— Objective —
Only the lines from the one with "Recreate this image" through the one with "string; price: number;", inclusive, should be echoed exactly; pictures are left out.
━━━━━ Provided data
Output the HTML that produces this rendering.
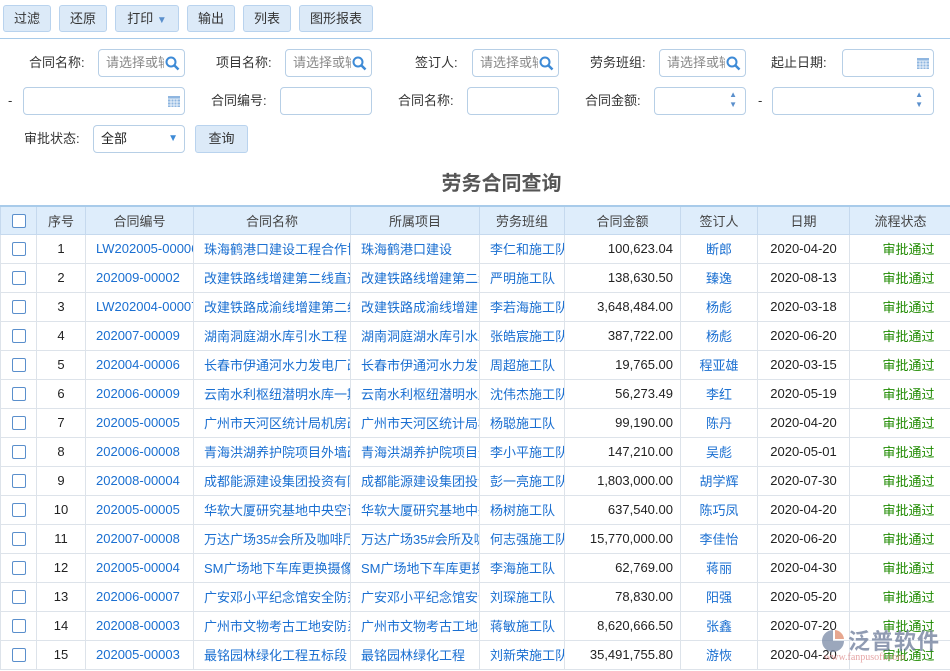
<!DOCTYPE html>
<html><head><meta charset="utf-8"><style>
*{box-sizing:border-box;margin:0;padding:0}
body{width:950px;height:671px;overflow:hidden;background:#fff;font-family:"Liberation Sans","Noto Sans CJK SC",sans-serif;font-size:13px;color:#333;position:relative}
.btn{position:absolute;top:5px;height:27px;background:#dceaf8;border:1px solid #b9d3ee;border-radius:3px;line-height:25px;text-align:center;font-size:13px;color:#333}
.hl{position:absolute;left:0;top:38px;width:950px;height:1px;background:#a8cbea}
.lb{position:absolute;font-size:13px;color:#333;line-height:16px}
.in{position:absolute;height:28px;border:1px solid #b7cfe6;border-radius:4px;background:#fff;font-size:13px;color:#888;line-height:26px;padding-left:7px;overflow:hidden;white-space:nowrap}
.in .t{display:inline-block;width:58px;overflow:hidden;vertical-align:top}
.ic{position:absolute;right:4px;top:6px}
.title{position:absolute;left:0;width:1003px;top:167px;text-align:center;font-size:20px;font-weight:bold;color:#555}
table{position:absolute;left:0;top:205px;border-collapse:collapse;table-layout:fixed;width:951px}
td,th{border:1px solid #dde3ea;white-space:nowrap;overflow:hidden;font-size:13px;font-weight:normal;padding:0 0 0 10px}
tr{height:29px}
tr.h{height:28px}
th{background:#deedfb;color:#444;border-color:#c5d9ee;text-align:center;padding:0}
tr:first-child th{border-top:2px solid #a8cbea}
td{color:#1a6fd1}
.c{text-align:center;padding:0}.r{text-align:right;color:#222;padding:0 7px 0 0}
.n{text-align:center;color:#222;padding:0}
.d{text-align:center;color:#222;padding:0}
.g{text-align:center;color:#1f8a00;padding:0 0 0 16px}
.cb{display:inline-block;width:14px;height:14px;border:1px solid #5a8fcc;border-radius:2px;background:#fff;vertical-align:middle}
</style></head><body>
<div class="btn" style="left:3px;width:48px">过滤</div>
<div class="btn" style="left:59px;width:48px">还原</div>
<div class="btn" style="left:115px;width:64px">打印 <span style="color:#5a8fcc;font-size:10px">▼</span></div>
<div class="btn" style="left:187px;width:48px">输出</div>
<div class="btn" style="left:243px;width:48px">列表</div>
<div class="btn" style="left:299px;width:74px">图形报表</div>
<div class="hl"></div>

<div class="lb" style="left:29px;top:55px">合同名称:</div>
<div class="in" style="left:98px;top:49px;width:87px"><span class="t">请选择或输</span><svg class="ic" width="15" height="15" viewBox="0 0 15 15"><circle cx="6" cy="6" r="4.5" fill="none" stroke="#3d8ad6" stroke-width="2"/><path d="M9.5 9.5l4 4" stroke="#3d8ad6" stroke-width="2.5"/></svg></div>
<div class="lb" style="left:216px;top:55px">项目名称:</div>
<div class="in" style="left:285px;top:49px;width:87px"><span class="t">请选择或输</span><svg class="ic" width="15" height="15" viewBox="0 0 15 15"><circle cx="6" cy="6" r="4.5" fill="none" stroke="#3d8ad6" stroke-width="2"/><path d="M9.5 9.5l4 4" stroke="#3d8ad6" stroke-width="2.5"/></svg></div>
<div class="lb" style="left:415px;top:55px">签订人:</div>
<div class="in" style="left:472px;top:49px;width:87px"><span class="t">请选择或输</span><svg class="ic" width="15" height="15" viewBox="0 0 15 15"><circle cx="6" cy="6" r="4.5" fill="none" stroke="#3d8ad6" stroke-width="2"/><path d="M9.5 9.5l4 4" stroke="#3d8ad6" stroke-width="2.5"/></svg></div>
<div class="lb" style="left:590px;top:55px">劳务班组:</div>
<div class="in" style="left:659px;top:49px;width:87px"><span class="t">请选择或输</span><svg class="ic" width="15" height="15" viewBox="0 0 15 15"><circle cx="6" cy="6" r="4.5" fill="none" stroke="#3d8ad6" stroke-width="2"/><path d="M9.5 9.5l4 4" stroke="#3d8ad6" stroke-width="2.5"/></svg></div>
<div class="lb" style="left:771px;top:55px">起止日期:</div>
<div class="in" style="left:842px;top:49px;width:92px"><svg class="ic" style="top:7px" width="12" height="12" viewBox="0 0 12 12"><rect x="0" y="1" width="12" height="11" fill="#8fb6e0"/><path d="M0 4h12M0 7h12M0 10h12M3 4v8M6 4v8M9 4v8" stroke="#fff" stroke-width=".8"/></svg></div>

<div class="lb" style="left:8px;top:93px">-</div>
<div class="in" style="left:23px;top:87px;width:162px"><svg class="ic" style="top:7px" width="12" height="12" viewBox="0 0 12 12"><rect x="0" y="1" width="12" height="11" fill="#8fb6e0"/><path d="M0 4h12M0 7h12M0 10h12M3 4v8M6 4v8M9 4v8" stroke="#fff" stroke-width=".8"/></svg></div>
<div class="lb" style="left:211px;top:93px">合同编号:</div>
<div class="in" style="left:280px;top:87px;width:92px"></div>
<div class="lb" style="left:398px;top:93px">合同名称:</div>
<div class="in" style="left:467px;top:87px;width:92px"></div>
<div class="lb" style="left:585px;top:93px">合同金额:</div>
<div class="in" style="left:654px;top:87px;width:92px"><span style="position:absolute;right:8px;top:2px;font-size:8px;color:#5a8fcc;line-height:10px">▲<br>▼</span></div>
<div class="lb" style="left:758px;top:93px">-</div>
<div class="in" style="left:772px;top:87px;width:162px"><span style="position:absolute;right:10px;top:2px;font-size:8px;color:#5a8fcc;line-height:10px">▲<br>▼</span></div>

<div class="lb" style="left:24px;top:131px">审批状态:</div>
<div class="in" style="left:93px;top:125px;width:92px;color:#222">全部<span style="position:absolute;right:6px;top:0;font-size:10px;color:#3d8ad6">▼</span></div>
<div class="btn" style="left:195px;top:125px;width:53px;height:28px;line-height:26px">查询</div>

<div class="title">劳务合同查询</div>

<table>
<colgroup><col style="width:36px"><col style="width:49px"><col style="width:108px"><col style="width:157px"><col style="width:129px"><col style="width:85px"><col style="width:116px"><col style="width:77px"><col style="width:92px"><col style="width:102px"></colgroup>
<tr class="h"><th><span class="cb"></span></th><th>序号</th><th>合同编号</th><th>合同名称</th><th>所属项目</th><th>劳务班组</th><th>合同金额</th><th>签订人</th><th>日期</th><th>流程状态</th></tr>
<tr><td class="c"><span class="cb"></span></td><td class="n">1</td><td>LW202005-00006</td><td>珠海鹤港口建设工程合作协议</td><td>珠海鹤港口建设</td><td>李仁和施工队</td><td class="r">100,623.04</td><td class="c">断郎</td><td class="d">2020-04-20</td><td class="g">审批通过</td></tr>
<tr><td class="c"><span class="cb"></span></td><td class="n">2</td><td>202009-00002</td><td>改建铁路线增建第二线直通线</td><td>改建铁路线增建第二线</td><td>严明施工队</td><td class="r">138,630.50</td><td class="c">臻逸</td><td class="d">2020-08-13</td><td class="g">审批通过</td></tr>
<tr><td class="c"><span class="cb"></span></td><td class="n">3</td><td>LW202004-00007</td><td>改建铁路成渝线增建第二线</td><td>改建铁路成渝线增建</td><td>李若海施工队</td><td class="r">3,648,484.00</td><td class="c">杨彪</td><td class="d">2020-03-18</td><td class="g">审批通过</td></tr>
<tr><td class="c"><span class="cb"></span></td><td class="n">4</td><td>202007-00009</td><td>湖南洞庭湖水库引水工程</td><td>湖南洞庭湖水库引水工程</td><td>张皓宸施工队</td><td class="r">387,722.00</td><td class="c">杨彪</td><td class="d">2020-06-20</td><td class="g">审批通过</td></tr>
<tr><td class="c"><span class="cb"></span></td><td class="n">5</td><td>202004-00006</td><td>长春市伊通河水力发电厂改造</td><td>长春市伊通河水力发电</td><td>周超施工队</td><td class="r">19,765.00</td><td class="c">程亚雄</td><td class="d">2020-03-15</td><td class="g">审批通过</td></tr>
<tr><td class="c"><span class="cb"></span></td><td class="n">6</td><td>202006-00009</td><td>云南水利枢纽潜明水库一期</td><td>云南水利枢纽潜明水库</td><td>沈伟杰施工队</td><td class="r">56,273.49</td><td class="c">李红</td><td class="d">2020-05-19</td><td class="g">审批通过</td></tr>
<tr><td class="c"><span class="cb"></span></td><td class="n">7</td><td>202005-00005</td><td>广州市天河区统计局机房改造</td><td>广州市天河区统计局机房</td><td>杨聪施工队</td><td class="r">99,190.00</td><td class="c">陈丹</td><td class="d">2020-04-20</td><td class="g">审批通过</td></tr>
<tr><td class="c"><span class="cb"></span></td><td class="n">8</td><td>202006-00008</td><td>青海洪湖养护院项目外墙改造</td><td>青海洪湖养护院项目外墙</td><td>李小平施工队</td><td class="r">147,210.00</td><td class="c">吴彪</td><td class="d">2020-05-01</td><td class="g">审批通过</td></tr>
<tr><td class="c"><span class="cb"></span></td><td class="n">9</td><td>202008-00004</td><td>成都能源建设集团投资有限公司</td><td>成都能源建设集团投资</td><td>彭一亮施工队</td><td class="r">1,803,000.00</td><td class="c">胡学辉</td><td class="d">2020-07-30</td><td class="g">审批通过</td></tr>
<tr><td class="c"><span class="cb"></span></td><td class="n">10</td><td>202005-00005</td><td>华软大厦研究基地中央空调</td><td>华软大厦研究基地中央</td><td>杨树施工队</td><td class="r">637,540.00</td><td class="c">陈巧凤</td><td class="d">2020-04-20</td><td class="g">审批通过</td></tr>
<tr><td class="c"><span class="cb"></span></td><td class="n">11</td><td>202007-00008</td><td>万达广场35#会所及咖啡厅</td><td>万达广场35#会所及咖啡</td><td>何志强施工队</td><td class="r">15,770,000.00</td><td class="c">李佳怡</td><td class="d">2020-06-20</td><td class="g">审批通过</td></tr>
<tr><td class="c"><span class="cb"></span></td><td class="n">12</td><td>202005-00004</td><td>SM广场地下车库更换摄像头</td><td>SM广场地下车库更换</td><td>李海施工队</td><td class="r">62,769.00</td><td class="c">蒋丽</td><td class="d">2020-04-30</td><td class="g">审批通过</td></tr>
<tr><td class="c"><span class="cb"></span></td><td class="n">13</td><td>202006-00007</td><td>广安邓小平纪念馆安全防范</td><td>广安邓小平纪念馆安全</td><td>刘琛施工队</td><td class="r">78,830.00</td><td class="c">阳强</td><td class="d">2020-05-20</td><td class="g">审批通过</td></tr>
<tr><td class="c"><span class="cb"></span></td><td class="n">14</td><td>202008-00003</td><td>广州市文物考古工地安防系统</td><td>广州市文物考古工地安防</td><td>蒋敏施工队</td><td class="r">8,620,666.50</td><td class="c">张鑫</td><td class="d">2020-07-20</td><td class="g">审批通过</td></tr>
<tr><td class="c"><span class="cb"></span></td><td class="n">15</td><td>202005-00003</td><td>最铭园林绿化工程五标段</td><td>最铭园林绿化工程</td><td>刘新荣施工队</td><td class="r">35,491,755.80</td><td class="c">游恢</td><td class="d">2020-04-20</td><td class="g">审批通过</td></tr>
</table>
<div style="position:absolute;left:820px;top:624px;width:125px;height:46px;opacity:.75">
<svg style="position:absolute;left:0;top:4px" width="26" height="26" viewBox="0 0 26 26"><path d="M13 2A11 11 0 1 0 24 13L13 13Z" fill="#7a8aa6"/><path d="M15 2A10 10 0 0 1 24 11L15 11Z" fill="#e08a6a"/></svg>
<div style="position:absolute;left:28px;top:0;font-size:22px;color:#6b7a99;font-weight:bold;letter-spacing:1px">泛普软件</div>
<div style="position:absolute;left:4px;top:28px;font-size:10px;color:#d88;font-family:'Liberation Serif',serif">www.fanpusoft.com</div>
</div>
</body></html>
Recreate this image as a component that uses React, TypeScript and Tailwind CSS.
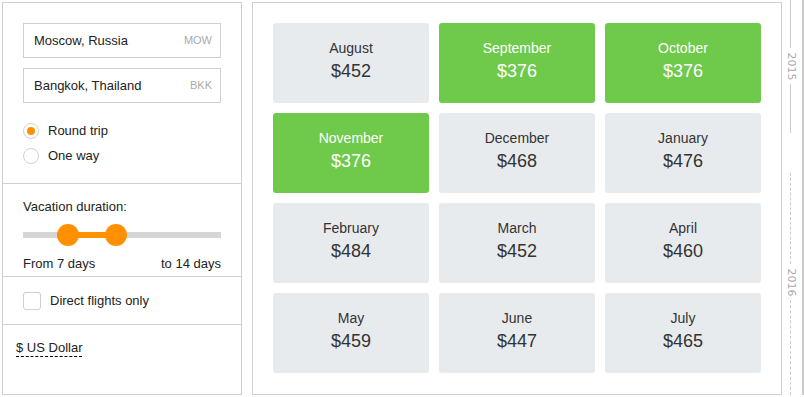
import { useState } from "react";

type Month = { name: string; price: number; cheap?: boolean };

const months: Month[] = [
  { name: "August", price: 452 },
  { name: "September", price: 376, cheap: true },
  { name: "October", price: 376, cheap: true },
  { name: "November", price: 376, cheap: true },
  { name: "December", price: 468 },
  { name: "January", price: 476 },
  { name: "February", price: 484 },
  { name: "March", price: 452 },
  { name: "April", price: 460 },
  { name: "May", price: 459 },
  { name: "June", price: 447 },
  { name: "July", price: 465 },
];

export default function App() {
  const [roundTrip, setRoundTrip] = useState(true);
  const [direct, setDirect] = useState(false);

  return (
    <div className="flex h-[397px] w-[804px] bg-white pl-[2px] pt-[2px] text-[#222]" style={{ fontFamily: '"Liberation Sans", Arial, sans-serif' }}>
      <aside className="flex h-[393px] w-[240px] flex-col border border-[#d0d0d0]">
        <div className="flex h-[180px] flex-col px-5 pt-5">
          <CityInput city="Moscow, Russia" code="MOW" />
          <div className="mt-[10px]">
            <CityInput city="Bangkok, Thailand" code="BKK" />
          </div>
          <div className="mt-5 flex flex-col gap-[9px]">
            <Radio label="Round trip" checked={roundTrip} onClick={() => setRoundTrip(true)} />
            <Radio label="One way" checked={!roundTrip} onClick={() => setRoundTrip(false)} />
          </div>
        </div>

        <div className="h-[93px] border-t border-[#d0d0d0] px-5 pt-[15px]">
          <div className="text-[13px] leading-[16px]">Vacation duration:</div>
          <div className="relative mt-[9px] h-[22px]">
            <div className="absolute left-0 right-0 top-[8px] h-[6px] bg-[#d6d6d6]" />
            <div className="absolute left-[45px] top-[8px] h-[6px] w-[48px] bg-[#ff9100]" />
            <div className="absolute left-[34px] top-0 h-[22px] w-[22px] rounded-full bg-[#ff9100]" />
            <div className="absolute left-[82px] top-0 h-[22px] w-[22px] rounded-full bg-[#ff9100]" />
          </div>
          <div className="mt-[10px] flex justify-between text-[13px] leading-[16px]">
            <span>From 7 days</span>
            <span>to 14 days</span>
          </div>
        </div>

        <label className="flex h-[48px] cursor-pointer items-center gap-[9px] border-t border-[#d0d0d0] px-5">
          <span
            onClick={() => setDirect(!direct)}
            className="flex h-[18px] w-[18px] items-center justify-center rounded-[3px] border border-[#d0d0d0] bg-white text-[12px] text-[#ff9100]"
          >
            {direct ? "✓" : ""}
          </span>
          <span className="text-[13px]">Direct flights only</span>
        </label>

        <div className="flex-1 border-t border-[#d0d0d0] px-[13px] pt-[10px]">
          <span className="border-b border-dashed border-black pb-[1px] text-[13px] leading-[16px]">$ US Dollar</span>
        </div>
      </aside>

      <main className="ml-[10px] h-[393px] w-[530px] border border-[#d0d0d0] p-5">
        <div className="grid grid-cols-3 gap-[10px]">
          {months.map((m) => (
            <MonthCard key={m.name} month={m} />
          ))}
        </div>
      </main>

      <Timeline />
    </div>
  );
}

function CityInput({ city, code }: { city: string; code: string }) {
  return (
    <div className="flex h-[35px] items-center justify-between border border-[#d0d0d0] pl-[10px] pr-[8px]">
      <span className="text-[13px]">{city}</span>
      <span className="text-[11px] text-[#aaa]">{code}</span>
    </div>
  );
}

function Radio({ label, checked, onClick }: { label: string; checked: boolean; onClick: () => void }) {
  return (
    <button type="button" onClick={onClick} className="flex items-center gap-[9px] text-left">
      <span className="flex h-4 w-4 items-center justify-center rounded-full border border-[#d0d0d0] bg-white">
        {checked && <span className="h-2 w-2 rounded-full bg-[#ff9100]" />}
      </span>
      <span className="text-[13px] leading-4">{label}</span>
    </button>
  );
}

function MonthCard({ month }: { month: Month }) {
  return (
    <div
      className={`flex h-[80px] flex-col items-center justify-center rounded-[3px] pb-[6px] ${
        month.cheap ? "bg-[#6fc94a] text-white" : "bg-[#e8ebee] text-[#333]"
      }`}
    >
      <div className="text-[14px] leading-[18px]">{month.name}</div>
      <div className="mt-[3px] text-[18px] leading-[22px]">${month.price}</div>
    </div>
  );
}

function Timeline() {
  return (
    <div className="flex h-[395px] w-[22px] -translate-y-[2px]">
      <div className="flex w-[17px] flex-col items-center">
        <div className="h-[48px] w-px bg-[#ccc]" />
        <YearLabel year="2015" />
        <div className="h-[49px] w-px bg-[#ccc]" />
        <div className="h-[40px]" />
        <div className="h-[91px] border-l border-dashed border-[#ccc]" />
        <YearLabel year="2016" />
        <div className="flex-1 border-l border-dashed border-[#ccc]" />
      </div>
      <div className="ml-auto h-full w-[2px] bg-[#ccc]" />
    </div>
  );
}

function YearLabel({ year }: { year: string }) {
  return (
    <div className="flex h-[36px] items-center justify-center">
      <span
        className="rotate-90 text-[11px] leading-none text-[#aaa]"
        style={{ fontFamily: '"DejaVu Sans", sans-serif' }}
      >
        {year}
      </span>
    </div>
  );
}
━━━━━━━━━━
— Task answer —
Recreate this image as a component that uses React, TypeScript and Tailwind CSS.
import { useState } from "react";

type Month = { name: string; price: number; cheap?: boolean };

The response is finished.